Tools for manipulating machine code have been around but are not used
intensively. The area of binary translation, disassembling and decompiling
are often consider to be a difficult areas since low level machine details
are often exposed to the programs. The uses of such tools are inviting for
programs that came without source. The actions to decode an object binary
into a higher level of abstraction is consider as a reverse-engineering process.
2.1 Binary Translators
There have been a number of binary translators being develop in the past
few year for the purpose of migrating software. Most binary translator were
successfully developed by some of the big players like IBM, Sun, Digital,
HP, AT&T and Tandem. Perhaps the most well known binary translators are
Digital's VEST and mx. They translate VAX and MIPS machine instructions to
64bit Alpha instructions. Both of these translators (and all static binary
translators) have a run-time environment which reproduces the old machine's
operating environments. The run-time environment offer a fall-back interpreter
for processing old machine codes that are not yet discovered at translation
time (Eg. indirection jumps). Other static translators like Apple's MAE [4],
Wabi by Sun [3], Digital's Freeport Express [2], and others all uses an
interpreter as a fall-back mechanism for processing old code.
Work in developing dynamic translators is being address in [14]. Dynamic
translators do not need a run-time environment as a mechanic for processing
old system code, instead all translation is done "on the fly". A dynamic
translator can dynamically invoke different parts of the translator when
it needs to decode a new instruction segment. The translated code can be
optimised to produce better performance by using dynamic compiler techniques.

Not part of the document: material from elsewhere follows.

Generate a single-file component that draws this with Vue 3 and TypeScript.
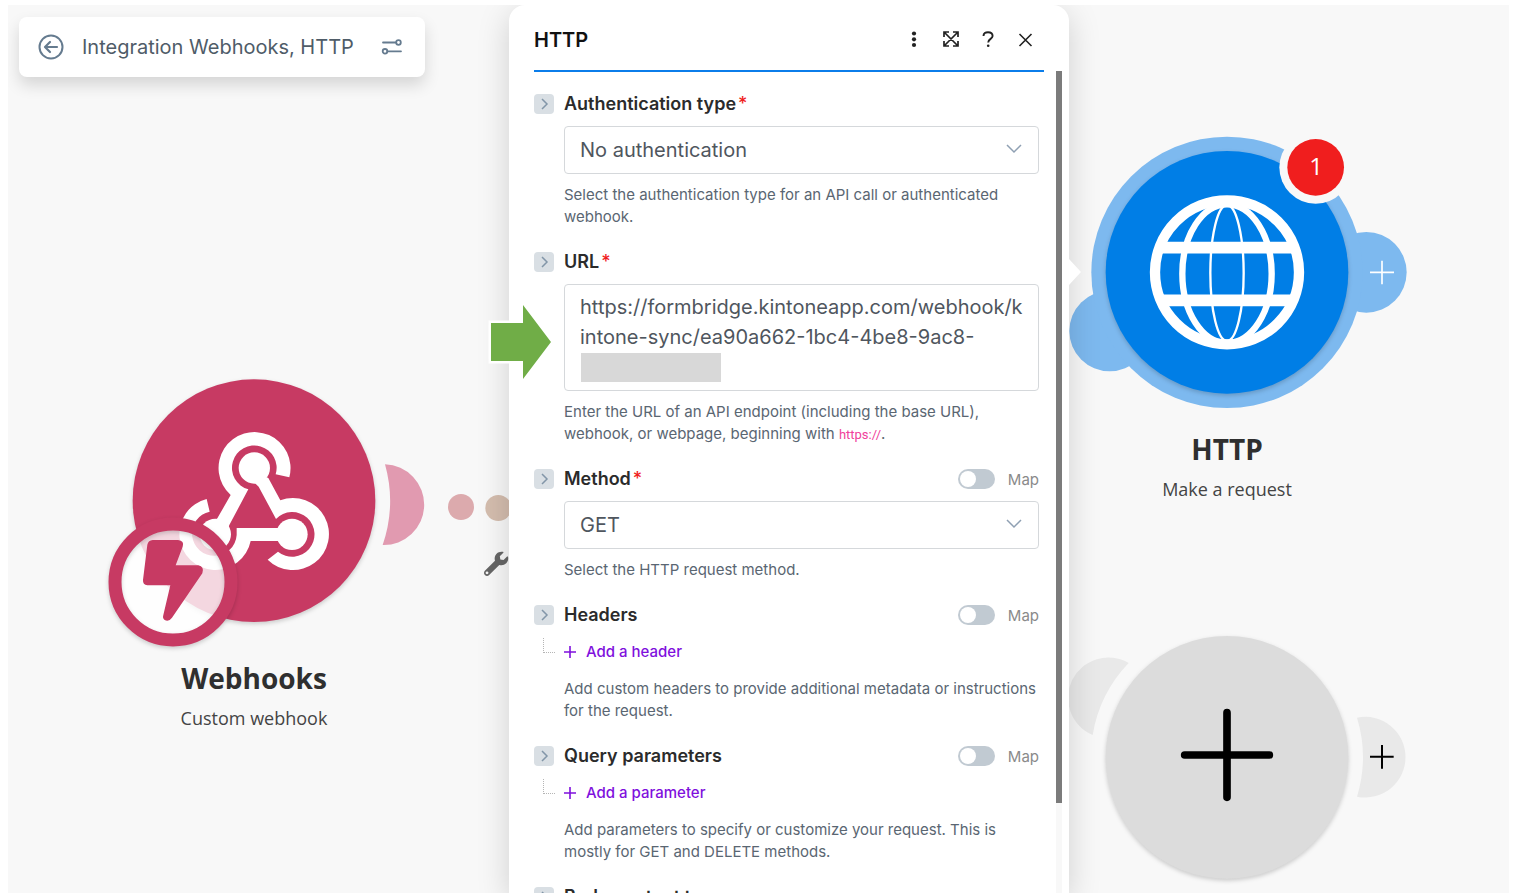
<script setup lang="ts">
import { ref } from 'vue'

interface Field {
  id: string
  label: string
  required?: boolean
  mappable?: boolean
  kind: 'select' | 'textarea' | 'list'
  options?: string[]
  addLabel?: string
  help: string
  code?: string
}

const url = ref('https://formbridge.kintoneapp.com/webhook/kintone-sync/ea90a662-1bc4-4be8-9ac8-')

const fields: Field[] = [
  {
    id: 'auth',
    label: 'Authentication type',
    required: true,
    kind: 'select',
    options: ['No authentication'],
    help: 'Select the authentication type for an API call or authenticated webhook.',
  },
  {
    id: 'url',
    label: 'URL',
    required: true,
    kind: 'textarea',
    help: 'Enter the URL of an API endpoint (including the base URL), webhook, or webpage, beginning with ',
    code: 'https://',
  },
  {
    id: 'method',
    label: 'Method',
    required: true,
    mappable: true,
    kind: 'select',
    options: ['GET'],
    help: 'Select the HTTP request method.',
  },
  {
    id: 'headers',
    label: 'Headers',
    mappable: true,
    kind: 'list',
    addLabel: 'Add a header',
    help: 'Add custom headers to provide additional metadata or instructions for the request.',
  },
  {
    id: 'query',
    label: 'Query parameters',
    mappable: true,
    kind: 'list',
    addLabel: 'Add a parameter',
    help: 'Add parameters to specify or customize your request. This is mostly for GET and DELETE methods.',
  },
  {
    id: 'body',
    label: 'Body content type',
    kind: 'select',
    options: ['application/json'],
    help: '',
  },
]
</script>

<template>
  <main class="page">
    <div class="canvas">
      <!-- Webhooks module -->
      <section class="node webhooks">
        <svg class="art" width="440" height="290" viewBox="0 0 1320 870" aria-hidden="true">
          <path d="M885 283A121 121 0 1 1 878 525A408 408 0 0 0 885 283Z" fill="#e19ab0" />
          <circle cx="1113" cy="411" r="39" fill="#dcaaad" />
          <circle cx="1225" cy="414" r="39" fill="#d4bdae" />
          <circle class="lift" cx="492" cy="392" r="364" fill="#c73a63" />
          <g fill="#fff">
            <path d="M598 322A108 108 0 1 0 422 375L382 445L350 480L405 500L418 465L475 358A67 67 0 1 1 557 313Z" />
            <circle cx="376" cy="493" r="47" />
            <circle cx="493" cy="294" r="47" />
            <path d="M530 322L535 324L571 391A108 108 0 1 1 533 569L564 545A67 67 0 1 0 558 447L506 350L490 335Z" />
            <circle cx="606" cy="493" r="47" />
            <path d="M440 474H566L590 460V526L563 513H482A108 108 0 1 1 350 387L359 425A67 67 0 1 0 440 495Z" />
          </g>
          <circle cx="249" cy="636" r="160" fill="#fff" fill-opacity=".8" />
          <circle class="lift" cx="249" cy="636" r="174" fill="none" stroke="#c73a63" stroke-width="39" />
          <path
            d="M188 510H264Q284 512 278 530L257 586H325Q344 590 337 610L246 743Q236 757 223 749Q217 745 220 735L241 646H172Q158 644 159 630L172 524Q175 511 188 510Z"
            fill="#c73a63"
          />
          <g transform="translate(1182 545) scale(.142)" fill="#666">
            <path
              d="M507.73 109.1c-2.24-9.03-13.54-12.09-20.12-5.51l-74.36 74.36-67.88-11.31-11.31-67.88 74.36-74.36c6.62-6.62 3.43-17.9-5.66-20.16-47.38-11.74-99.55.91-136.58 37.93-39.64 39.64-50.55 97.1-34.05 147.2L18.74 402.76c-24.99 24.99-24.99 65.51 0 90.5 24.99 24.99 65.51 24.99 90.5 0l213.21-213.21c50.12 16.71 107.47 5.68 147.37-34.22 37.07-37.07 49.7-89.32 37.91-136.73zM64 478c-17 0-30-13-30-30s13-30 30-30 30 13 30 30-13 30-30 30z"
            />
          </g>
        </svg>
        <div class="caption">
          <h2>Webhooks</h2>
          <p>Custom webhook</p>
        </div>
      </section>

      <!-- HTTP module -->
      <section class="node http">
        <svg class="art" width="380" height="300" viewBox="0 0 1140 900" aria-hidden="true">
          <g fill="#7db9ef">
            <circle cx="149" cy="633" r="121" />
            <circle cx="919" cy="457" r="121" />
            <circle cx="501" cy="457" r="407" />
          </g>
          <circle class="lift" cx="501" cy="457" r="364" fill="#007ee6" />
          <g fill="none" stroke="#fff">
            <circle cx="501" cy="457" r="216" stroke-width="31" />
            <ellipse cx="501" cy="461" rx="134" ry="208" stroke-width="19" />
            <ellipse cx="501" cy="459" rx="50" ry="204" stroke-width="7" />
            <path d="M300 383H702M300 541H702" stroke-width="35" />
          </g>
          <path d="M930 457H1002M966 422V493" stroke="#fff" stroke-width="5" />
          <circle cx="767" cy="142" r="109" fill="#f8f8f8" />
          <circle cx="767" cy="142" r="85" fill="#f01e1e" />
        </svg>
        <span class="count">1</span>
        <div class="caption">
          <h2>HTTP</h2>
          <p>Make a request</p>
        </div>
      </section>

      <!-- Empty module -->
      <section class="node empty">
        <svg class="art" width="380" height="273" viewBox="0 600 1140 819" aria-hidden="true">
          <g fill="#e9e9e9">
            <path d="M206 729A121 121 0 1 0 98 945A407 407 0 0 1 206 729Z" />
            <path d="M891 893A121 121 0 1 1 891 1130A407 407 0 0 0 891 893Z" />
          </g>
          <circle class="lift" cx="501" cy="1012" r="364" fill="#dcdcdc" />
          <path d="M374 1005H628M501 878V1132" stroke="#000" stroke-width="23" stroke-linecap="round" />
          <path d="M930 1010H1001M966 975V1046" stroke="#000" stroke-width="6" />
        </svg>
      </section>

      <header class="toolbar">
        <button type="button" aria-label="Back">
          <svg width="26" height="26" viewBox="0 0 26 26" fill="none" stroke="#657b8f" stroke-width="2" stroke-linecap="round" stroke-linejoin="round">
            <circle cx="13" cy="13" r="11.5" />
            <path d="M19 13H7.500M12 8L7 13L12 18" stroke-width="2.200" />
          </svg>
        </button>
        <h1>Integration Webhooks, HTTP</h1>
        <button type="button" aria-label="Scenario options">
          <svg width="22" height="18" viewBox="0 0 22 18" fill="none" stroke="#657b8f" stroke-width="1.800" stroke-linecap="round">
            <circle cx="17.500" cy="4.500" r="2.300" />
            <path d="M2 4.500H15" />
            <circle cx="4" cy="13.300" r="2.300" />
            <path d="M6.500 13.300H20" />
          </svg>
        </button>
      </header>

      <div class="dialog" role="dialog" aria-labelledby="dialog-title">
        <header class="dialog-head">
          <h2 id="dialog-title">HTTP</h2>
          <button type="button" aria-label="More">
            <svg width="20" height="20" viewBox="0 0 20 20" fill="#222">
              <circle cx="10" cy="3.500" r="2.100" />
              <circle cx="10" cy="9.300" r="2.100" />
              <circle cx="10" cy="15" r="2.100" />
            </svg>
          </button>
          <button type="button" aria-label="Expand">
            <svg width="20" height="20" viewBox="0 0 20 20" fill="none" stroke="#222" stroke-width="1.700">
              <path d="M3 2L17 16M17 2L3 16M3 7V2H8M12 2H17V7M17 11V16H12M8 16H3V11" />
            </svg>
          </button>
          <button type="button" aria-label="Help">
            <svg width="20" height="20" viewBox="0 0 20 20" fill="none" stroke="#222" stroke-width="1.900">
              <path d="M5.500 6C5.500 3.300 7.500 2.200 10 2.200S14.600 3.500 14.600 6C14.600 9 10.200 8.800 10.200 12.500" />
              <circle cx="10.200" cy="15.800" r="1.300" fill="#222" stroke="none" />
            </svg>
          </button>
          <button type="button" aria-label="Close">
            <svg width="20" height="20" viewBox="0 0 20 20" fill="none" stroke="#222" stroke-width="1.600">
              <path d="M4.500 4L16.500 16M16.500 4L4.500 16" />
            </svg>
          </button>
        </header>

        <form class="fields" @submit.prevent>
          <div v-for="field in fields" :key="field.id" class="field">
            <div class="label-row">
              <button type="button" class="expander" :aria-label="'Expand ' + field.label">
                <svg width="20" height="20" viewBox="0 0 20 20" fill="none" stroke="#8296a8" stroke-width="1.500">
                  <path d="M8 5L13 10L8 15" />
                </svg>
              </button>
              <label class="name" :for="field.id">{{ field.label }}<span v-if="field.required" class="star">*</span></label>
              <label v-if="field.mappable" class="map"><input type="checkbox" role="switch" />Map</label>
            </div>

            <div v-if="field.kind === 'select'" class="control">
              <select :id="field.id">
                <option v-for="option in field.options" :key="option">{{ option }}</option>
              </select>
              <svg class="caret" width="16" height="10" viewBox="0 0 16 10" fill="none" stroke="#8fa0b3" stroke-width="1.500">
                <path d="M1 1L8 8L15 1" />
              </svg>
            </div>

            <div v-else-if="field.kind === 'textarea'" class="control">
              <textarea :id="field.id" v-model="url" spellcheck="false"></textarea>
              <span class="redaction"></span>
            </div>

            <div v-else class="add-row">
              <span class="branch"></span>
              <button :id="field.id" type="button" class="add">
                <svg width="12" height="12" viewBox="0 0 12 12" stroke="#7f10dd" stroke-width="1.600">
                  <path d="M0 6H12M6 0V12" />
                </svg>
                {{ field.addLabel }}
              </button>
            </div>

            <p class="help">{{ field.help }}<template v-if="field.code"><code>{{ field.code }}</code>.</template></p>
          </div>
        </form>
        <div class="scrollbar"><div class="thumb"></div></div>
        <span class="pointer"></span>
      </div>

      <svg class="callout" width="68" height="80" viewBox="0 0 68 80" aria-hidden="true">
        <path d="M3 20H35V2L64 39L35 76V58H3Z" fill="#fff" stroke="#fff" stroke-width="5" />
        <path d="M3 20H35V2L63 39L35 76V58H3Z" fill="#70ad47" />
      </svg>
    </div>
  </main>
</template>

<style>
body {
  margin: 0;
  background: #fff;
}
</style>

<style scoped>
* {
  box-sizing: border-box;
}
.page {
  height: 100vh;
  padding: 5px 5px 0 8px;
  overflow: hidden;
  font-family: Inter, 'Liberation Sans', sans-serif;
}
h1,
h2,
p {
  margin: 0;
}
button {
  padding: 0;
  border: 0;
  background: none;
  font: inherit;
  cursor: pointer;
}
svg {
  display: block;
}
.canvas {
  position: relative;
  height: 100%;
  overflow: hidden;
  background: #f8f8f8;
}
.node {
  position: absolute;
}
.webhooks {
  left: 82px;
  top: 365px;
}
.http {
  left: 1052px;
  top: 115px;
}
.empty {
  left: 1052px;
  top: 615px;
}
.lift {
  filter: drop-shadow(0 6px 6px rgba(0, 0, 0, 0.18));
}
.caption {
  color: #2f2f2f;
  font-family: 'Open Sans', 'Noto Sans', sans-serif;
  text-align: center;
}
.webhooks .caption {
  width: 328px;
}
.http .caption {
  width: 334px;
  margin-top: 11px;
}
.caption h2 {
  font-size: 28px;
  line-height: 36px;
  font-weight: 700;
}
.caption p {
  margin-top: 8px;
  color: #444;
  font-size: 18px;
  line-height: 28px;
}
.count {
  position: absolute;
  left: 228px;
  top: 31px;
  width: 56px;
  color: #fff;
  font: 24px/30px 'Open Sans', 'Noto Sans', sans-serif;
  text-align: center;
}
.toolbar {
  position: absolute;
  left: 11px;
  top: 12px;
  display: flex;
  align-items: center;
  width: 406px;
  height: 60px;
  padding: 0 22px 0 19px;
  border-radius: 8px;
  background: #fff;
  box-shadow: 0 8px 16px rgba(0, 0, 0, 0.14);
}
.toolbar h1 {
  flex: 1;
  margin-left: 18px;
  color: #4f5c68;
  font-size: 20px;
  line-height: 28px;
  font-weight: 400;
}
.dialog {
  position: absolute;
  left: 501px;
  top: 0;
  bottom: 0;
  width: 560px;
  border-radius: 16px 16px 0 0;
  background: #fff;
  box-shadow: 0 8px 32px rgba(0, 0, 0, 0.17);
}
.dialog-head {
  display: flex;
  align-items: center;
  gap: 17px;
  height: 67px;
  margin: 0 25px;
  padding: 4px 9px 0 0;
  border-bottom: 2px solid #0b7dea;
}
.dialog-head h2 {
  flex: 1;
  color: #111;
  font-size: 20px;
  line-height: 28px;
  font-weight: 600;
}
.fields {
  height: calc(100% - 67px);
  padding: 20px 30px 0 25px;
  overflow: hidden;
}
.field {
  margin-bottom: 22px;
}
.label-row {
  display: flex;
  align-items: center;
  height: 24px;
}
.expander {
  width: 20px;
  height: 20px;
  margin-right: 10px;
  border-radius: 4px;
  background: #d9dfe4;
}
.name {
  flex: 1;
  color: #2b2b2b;
  font-size: 18px;
  line-height: 24px;
  font-weight: 600;
}
.star {
  margin-left: 2px;
  color: #f01e1e;
  font-weight: 500;
}
.map {
  display: flex;
  align-items: center;
  gap: 13px;
  color: #8a8a8a;
  font-size: 15px;
}
.map input {
  appearance: none;
  width: 37px;
  height: 20px;
  margin: 0;
  padding: 2px;
  border-radius: 10px;
  background: #c1cad2;
}
.map input::before {
  content: '';
  display: block;
  width: 16px;
  height: 16px;
  border-radius: 50%;
  background: #fff;
}
.control {
  position: relative;
  margin: 10px 0 0 30px;
}
select,
textarea {
  display: block;
  width: 100%;
  border: 1px solid #d5d8db;
  border-radius: 4px;
  background: #fff;
  color: #4f565e;
  font: 20px/30px Inter, 'Liberation Sans', sans-serif;
}
select {
  appearance: none;
  height: 48px;
  padding: 0 40px 0 15px;
}
textarea {
  height: 107px;
  padding: 7px 13px 7px 15px;
  resize: none;
  overflow: hidden;
  word-break: break-all;
}
.caret {
  position: absolute;
  right: 17px;
  top: 18px;
}
.redaction {
  position: absolute;
  left: 17px;
  top: 69px;
  width: 140px;
  height: 29px;
  background: #d8d8d8;
}
.help {
  margin: 10px 0 0 30px;
  color: #5a6672;
  font-size: 15px;
  line-height: 22px;
}
.help code {
  color: #f0419b;
  font-family: Roboto, 'Noto Sans', sans-serif;
  font-size: 13px;
  line-height: 1;
}
.add-row {
  display: flex;
  align-items: center;
  height: 24px;
  margin-top: 13px;
}
.branch {
  width: 12px;
  height: 15px;
  margin: 0 9px 14px 9px;
  border: dotted #b5b5b5;
  border-width: 0 0 1px 1px;
}
.add {
  display: flex;
  align-items: center;
  gap: 10px;
  color: #7f10dd;
  font-size: 15px;
  line-height: 24px;
  font-weight: 500;
}
.add-row + .help {
  margin-top: 14px;
}
.scrollbar {
  position: absolute;
  right: 7px;
  top: 66px;
  bottom: 0;
  width: 6px;
  background: #f8f8f8;
}
.thumb {
  height: 732px;
  background: #7b7b7b;
}
.pointer {
  position: absolute;
  left: 100%;
  top: 254px;
  width: 12px;
  height: 26px;
  background: #fff;
  clip-path: polygon(0 0, 100% 50%, 0 100%);
}
.callout {
  position: absolute;
  left: 480px;
  top: 298px;
}
</style>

Dynamic compilers like SELF [15] and 'C [6] can provide optimised performance
of 1.5-3 times gain over statically compiled programs.
2.2 Disassembling
The inverse of assembling, ie. an executable of a binary source is decoded
to produce its corresponding assembly representation. The most difficult
area in disassembling is now to differentiate between code and data. An example
is the DOS EXE file format which contain a single meaningful segment describing
code, data and symbol information. Some of the more well know disassemblers
are:
| Name of disassembler | Description |
| Sourcer by V Communications, Inc | One of the best commercial disassembler. Auto detects code and data. |
| IDA PRO 3.53 | Support wide range of file types and machines. Can auto detect code and data, plus auto commenting abilities. |
| Symbolic Visual Disassembler | For Windows95 and WindowsNT 32bit Portables Executable (PE) |
| WDASM | Windows disassembler. |
| TPU2ASM | Turbo Pascal unit disassembler. |
| ID | COM files disassembler. |
| Bubble | COM and EXE disassembler. |
2.3 Other Machine code manipulation tools
The NJMC (New Jersey Machine Code toolkit) [17] helps programmers write programs
that process machine code instructions: assemblers, disassemblers, tracers,
profilers and debuggers. The toolkit allows encoding and decoding of machine
code symbolically. Using a simple machine instruction specification, the
NJMC generates code for machine code manipulation. The specification language
used in the toolkit consists of four elements: fields, tokens, patterns and
constructors for describing machine architectures. The toolkit has been used
to develop a retargetable linker [20] and a retargetable debugger [21].
The EEL (Executable Edition Library) library [18] is a new C++ library which provides machine independent abstractions for analysing and modifying executable programs. Tools built on EEL can analyse and modify executables without being concerned with the underlaying machine instruction set or the object file format. The EEL library uses the NJMC machine specs to provide machine code instruction information and the BFD library for object file access. The internal representation of EEL uses the register-transfer level (RTL) [12] instruction description to capture the semantic of a machine instruction.